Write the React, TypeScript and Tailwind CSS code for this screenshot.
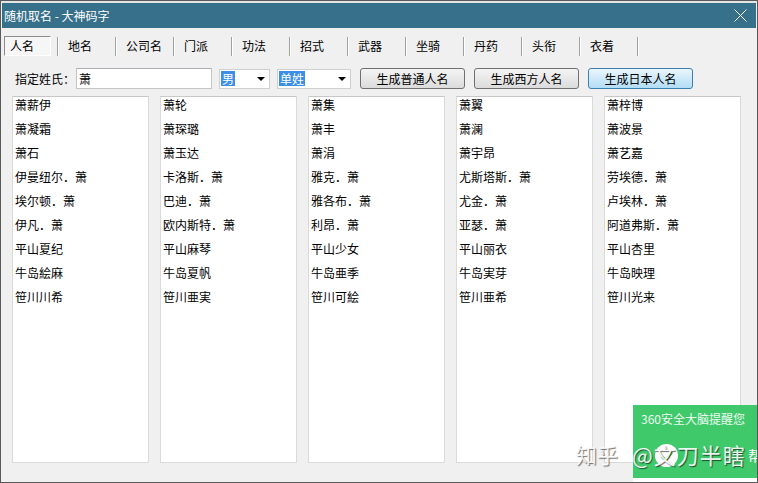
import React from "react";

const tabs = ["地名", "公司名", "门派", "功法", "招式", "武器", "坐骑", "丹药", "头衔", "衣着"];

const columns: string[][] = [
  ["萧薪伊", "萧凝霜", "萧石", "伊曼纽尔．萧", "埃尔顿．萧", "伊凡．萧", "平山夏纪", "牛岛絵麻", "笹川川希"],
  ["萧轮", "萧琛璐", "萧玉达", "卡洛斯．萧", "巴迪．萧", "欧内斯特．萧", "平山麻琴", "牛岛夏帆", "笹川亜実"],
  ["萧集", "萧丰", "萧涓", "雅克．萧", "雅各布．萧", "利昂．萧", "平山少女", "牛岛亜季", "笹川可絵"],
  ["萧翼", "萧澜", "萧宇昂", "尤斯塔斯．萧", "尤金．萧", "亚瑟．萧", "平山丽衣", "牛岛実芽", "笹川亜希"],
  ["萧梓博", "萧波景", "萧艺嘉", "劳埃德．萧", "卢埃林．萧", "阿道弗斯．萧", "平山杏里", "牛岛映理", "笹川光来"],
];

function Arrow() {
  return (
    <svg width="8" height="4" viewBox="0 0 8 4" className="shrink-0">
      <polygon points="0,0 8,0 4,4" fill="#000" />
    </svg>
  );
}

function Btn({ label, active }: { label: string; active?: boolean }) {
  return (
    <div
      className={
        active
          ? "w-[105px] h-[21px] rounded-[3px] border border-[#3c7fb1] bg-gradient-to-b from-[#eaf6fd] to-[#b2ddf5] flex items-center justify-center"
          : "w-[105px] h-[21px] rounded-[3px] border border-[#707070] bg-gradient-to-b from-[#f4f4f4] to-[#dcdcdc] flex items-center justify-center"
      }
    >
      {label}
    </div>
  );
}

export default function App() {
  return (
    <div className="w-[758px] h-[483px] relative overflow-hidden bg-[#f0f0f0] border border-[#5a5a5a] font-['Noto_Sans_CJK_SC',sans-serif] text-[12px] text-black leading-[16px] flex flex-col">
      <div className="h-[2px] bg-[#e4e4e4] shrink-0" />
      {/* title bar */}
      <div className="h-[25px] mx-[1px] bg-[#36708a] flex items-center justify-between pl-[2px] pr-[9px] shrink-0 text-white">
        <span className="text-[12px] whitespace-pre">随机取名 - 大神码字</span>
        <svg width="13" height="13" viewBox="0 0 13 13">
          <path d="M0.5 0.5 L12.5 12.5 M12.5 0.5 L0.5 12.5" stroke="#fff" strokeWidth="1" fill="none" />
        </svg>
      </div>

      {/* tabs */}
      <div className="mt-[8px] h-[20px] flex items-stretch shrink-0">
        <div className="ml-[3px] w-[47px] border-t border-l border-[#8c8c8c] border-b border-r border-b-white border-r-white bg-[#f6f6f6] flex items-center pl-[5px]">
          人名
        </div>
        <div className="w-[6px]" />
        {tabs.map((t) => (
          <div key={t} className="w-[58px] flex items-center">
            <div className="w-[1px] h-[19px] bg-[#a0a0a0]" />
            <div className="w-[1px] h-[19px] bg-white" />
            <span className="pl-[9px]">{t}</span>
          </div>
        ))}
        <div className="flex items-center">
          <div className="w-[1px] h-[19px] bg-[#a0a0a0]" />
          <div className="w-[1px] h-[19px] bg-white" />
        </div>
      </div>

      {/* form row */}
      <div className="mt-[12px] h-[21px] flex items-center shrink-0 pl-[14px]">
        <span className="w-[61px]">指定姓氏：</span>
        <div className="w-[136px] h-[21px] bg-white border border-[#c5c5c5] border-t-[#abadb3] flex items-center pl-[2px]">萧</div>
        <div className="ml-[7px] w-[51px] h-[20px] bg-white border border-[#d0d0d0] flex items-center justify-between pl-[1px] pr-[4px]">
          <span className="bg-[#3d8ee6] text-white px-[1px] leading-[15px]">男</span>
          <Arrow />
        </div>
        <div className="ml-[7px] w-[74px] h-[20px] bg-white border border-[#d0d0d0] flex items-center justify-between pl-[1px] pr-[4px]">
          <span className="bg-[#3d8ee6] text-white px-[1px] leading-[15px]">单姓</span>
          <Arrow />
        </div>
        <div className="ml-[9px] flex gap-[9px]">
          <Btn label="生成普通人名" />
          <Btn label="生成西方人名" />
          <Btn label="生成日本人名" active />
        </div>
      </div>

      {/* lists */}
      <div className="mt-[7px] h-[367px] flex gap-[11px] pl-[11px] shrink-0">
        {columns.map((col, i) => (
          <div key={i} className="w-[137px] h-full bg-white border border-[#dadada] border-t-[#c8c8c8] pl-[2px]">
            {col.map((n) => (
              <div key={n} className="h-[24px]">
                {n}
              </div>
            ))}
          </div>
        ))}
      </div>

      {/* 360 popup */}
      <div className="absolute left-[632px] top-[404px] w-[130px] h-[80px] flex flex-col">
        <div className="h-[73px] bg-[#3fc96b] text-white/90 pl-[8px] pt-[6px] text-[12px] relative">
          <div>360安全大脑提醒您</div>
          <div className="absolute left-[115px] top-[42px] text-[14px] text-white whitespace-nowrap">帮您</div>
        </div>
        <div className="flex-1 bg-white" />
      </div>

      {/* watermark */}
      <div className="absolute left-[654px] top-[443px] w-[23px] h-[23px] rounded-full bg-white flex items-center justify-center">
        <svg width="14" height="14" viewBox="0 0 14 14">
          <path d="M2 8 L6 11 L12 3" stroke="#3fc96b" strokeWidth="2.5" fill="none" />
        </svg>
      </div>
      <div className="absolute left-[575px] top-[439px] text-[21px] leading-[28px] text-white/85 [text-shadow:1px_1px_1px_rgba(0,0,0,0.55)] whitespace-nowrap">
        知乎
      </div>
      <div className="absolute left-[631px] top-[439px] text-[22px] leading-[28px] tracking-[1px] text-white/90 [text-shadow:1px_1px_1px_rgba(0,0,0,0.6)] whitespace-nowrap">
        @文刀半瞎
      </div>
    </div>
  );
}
------------------------------------------------------------
## Prompt
Repeat the listing in full and exactly. Do not include any images.

## Task result
Write the React, TypeScript and Tailwind CSS code for this screenshot.
import React from "react";

const tabs = ["地名", "公司名", "门派", "功法", "招式", "武器", "坐骑", "丹药", "头衔", "衣着"];

const columns: string[][] = [
  ["萧薪伊", "萧凝霜", "萧石", "伊曼纽尔．萧", "埃尔顿．萧", "伊凡．萧", "平山夏纪", "牛岛絵麻", "笹川川希"],
  ["萧轮", "萧琛璐", "萧玉达", "卡洛斯．萧", "巴迪．萧", "欧内斯特．萧", "平山麻琴", "牛岛夏帆", "笹川亜実"],
  ["萧集", "萧丰", "萧涓", "雅克．萧", "雅各布．萧", "利昂．萧", "平山少女", "牛岛亜季", "笹川可絵"],
  ["萧翼", "萧澜", "萧宇昂", "尤斯塔斯．萧", "尤金．萧", "亚瑟．萧", "平山丽衣", "牛岛実芽", "笹川亜希"],
  ["萧梓博", "萧波景", "萧艺嘉", "劳埃德．萧", "卢埃林．萧", "阿道弗斯．萧", "平山杏里", "牛岛映理", "笹川光来"],
];

function Arrow() {
  return (
    <svg width="8" height="4" viewBox="0 0 8 4" className="shrink-0">
      <polygon points="0,0 8,0 4,4" fill="#000" />
    </svg>
  );
}

function Btn({ label, active }: { label: string; active?: boolean }) {
  return (
    <div
      className={
        active
          ? "w-[105px] h-[21px] rounded-[3px] border border-[#3c7fb1] bg-gradient-to-b from-[#eaf6fd] to-[#b2ddf5] flex items-center justify-center"
          : "w-[105px] h-[21px] rounded-[3px] border border-[#707070] bg-gradient-to-b from-[#f4f4f4] to-[#dcdcdc] flex items-center justify-center"
      }
    >
      {label}
    </div>
  );
}

export default function App() {
  return (
    <div className="w-[758px] h-[483px] relative overflow-hidden bg-[#f0f0f0] border border-[#5a5a5a] font-['Noto_Sans_CJK_SC',sans-serif] text-[12px] text-black leading-[16px] flex flex-col">
      <div className="h-[2px] bg-[#e4e4e4] shrink-0" />
      {/* title bar */}
      <div className="h-[25px] mx-[1px] bg-[#36708a] flex items-center justify-between pl-[2px] pr-[9px] shrink-0 text-white">
        <span className="text-[12px] whitespace-pre">随机取名 - 大神码字</span>
        <svg width="13" height="13" viewBox="0 0 13 13">
          <path d="M0.5 0.5 L12.5 12.5 M12.5 0.5 L0.5 12.5" stroke="#fff" strokeWidth="1" fill="none" />
        </svg>
      </div>

      {/* tabs */}
      <div className="mt-[8px] h-[20px] flex items-stretch shrink-0">
        <div className="ml-[3px] w-[47px] border-t border-l border-[#8c8c8c] border-b border-r border-b-white border-r-white bg-[#f6f6f6] flex items-center pl-[5px]">
          人名
        </div>
        <div className="w-[6px]" />
        {tabs.map((t) => (
          <div key={t} className="w-[58px] flex items-center">
            <div className="w-[1px] h-[19px] bg-[#a0a0a0]" />
            <div className="w-[1px] h-[19px] bg-white" />
            <span className="pl-[9px]">{t}</span>
          </div>
        ))}
        <div className="flex items-center">
          <div className="w-[1px] h-[19px] bg-[#a0a0a0]" />
          <div className="w-[1px] h-[19px] bg-white" />
        </div>
      </div>

      {/* form row */}
      <div className="mt-[12px] h-[21px] flex items-center shrink-0 pl-[14px]">
        <span className="w-[61px]">指定姓氏：</span>
        <div className="w-[136px] h-[21px] bg-white border border-[#c5c5c5] border-t-[#abadb3] flex items-center pl-[2px]">萧</div>
        <div className="ml-[7px] w-[51px] h-[20px] bg-white border border-[#d0d0d0] flex items-center justify-between pl-[1px] pr-[4px]">
          <span className="bg-[#3d8ee6] text-white px-[1px] leading-[15px]">男</span>
          <Arrow />
        </div>
        <div className="ml-[7px] w-[74px] h-[20px] bg-white border border-[#d0d0d0] flex items-center justify-between pl-[1px] pr-[4px]">
          <span className="bg-[#3d8ee6] text-white px-[1px] leading-[15px]">单姓</span>
          <Arrow />
        </div>
        <div className="ml-[9px] flex gap-[9px]">
          <Btn label="生成普通人名" />
          <Btn label="生成西方人名" />
          <Btn label="生成日本人名" active />
        </div>
      </div>

      {/* lists */}
      <div className="mt-[7px] h-[367px] flex gap-[11px] pl-[11px] shrink-0">
        {columns.map((col, i) => (
          <div key={i} className="w-[137px] h-full bg-white border border-[#dadada] border-t-[#c8c8c8] pl-[2px]">
            {col.map((n) => (
              <div key={n} className="h-[24px]">
                {n}
              </div>
            ))}
          </div>
        ))}
      </div>

      {/* 360 popup */}
      <div className="absolute left-[632px] top-[404px] w-[130px] h-[80px] flex flex-col">
        <div className="h-[73px] bg-[#3fc96b] text-white/90 pl-[8px] pt-[6px] text-[12px] relative">
          <div>360安全大脑提醒您</div>
          <div className="absolute left-[115px] top-[42px] text-[14px] text-white whitespace-nowrap">帮您</div>
        </div>
        <div className="flex-1 bg-white" />
      </div>

      {/* watermark */}
      <div className="absolute left-[654px] top-[443px] w-[23px] h-[23px] rounded-full bg-white flex items-center justify-center">
        <svg width="14" height="14" viewBox="0 0 14 14">
          <path d="M2 8 L6 11 L12 3" stroke="#3fc96b" strokeWidth="2.5" fill="none" />
        </svg>
      </div>
      <div className="absolute left-[575px] top-[439px] text-[21px] leading-[28px] text-white/85 [text-shadow:1px_1px_1px_rgba(0,0,0,0.55)] whitespace-nowrap">
        知乎
      </div>
      <div className="absolute left-[631px] top-[439px] text-[22px] leading-[28px] tracking-[1px] text-white/90 [text-shadow:1px_1px_1px_rgba(0,0,0,0.6)] whitespace-nowrap">
        @文刀半瞎
      </div>
    </div>
  );
}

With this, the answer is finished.